SHUSTER: Later, many actors played Marlowe, including James Garner, Elliott Gould, James Caan and even Danny Glover, and Robert Mitchum in a remake of "The Big Sleep" in 1978.
(Soundbite of movie, "The Big Sleep")
Mr. ROBERT MITCHUM: (as Philip Marlowe) It was close to 11:00 when I got back to my apartment. I'd concealed a murder and suppressed evidence for 24 hours, but I was still at large and nobody seemed unduly worried. As I got to the door, I heard my television was on. I wasn't in, so I guess somebody else must be.
SHUSTER: Screenwriters have always felt free to adapt Chandler's work to different times and places. There was no television when Chandler wrote "The Big Sleep," and this version took place in London, not Chandler's favorite city, L.A.
A lot of people think Mitchum was the perfect Marlowe. Among his fans is Robert Crais, who first encountered Marlowe when he was 15 and found "The Little Sister" in a second-hand bookshop.
Mr. CRAIS: I read it that night, literally in one sitting. And it threw open the doors and kicked out the walls for detective fiction, for private eyes, for Los Angeles. I mean, all the great loves of my life stem from that book.
SHUSTER: Crais's characters, Elvis Cole and his buddy Joe Pike, both take something from Marlowe, but they are their own men. Crais - who has another Elvis Cole novel, "Chasing Darkness," coming out this summer - strives for what Chandler achieved: a character that keeps connecting with readers for years and years.

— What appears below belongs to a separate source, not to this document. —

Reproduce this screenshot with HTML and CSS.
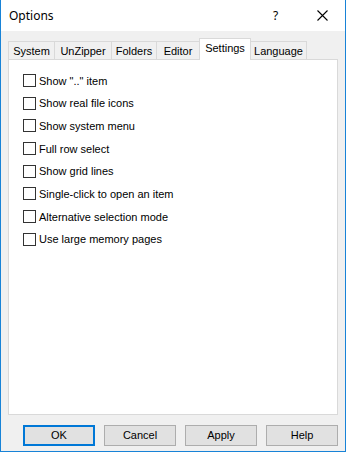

Mr. CRAIS: Marlowe was resonant with the public and is resonant even today and to all of us who followed in Chandler's footsteps. At his base, Marlowe is us. There's nothing superheroic about him. He's a regular guy who has somehow found a way to divine order out of the chaos of our lives.
SHUSTER: Marlowe lives on. Last year, a pilot was made for a TV series, and there's talk of another movie with Clive Owen playing the private eye.
Mike Shuster, NPR News.
(Soundbite of music)
INSKEEP: Just found this quote from the novelist Daniel Handler after 9/11, saying he was inspired by Raymond Chandler's example, by Philip Marlowe's example, that real trouble cannot be erased, only endured. And that is more soothing to me than any cheerful grin.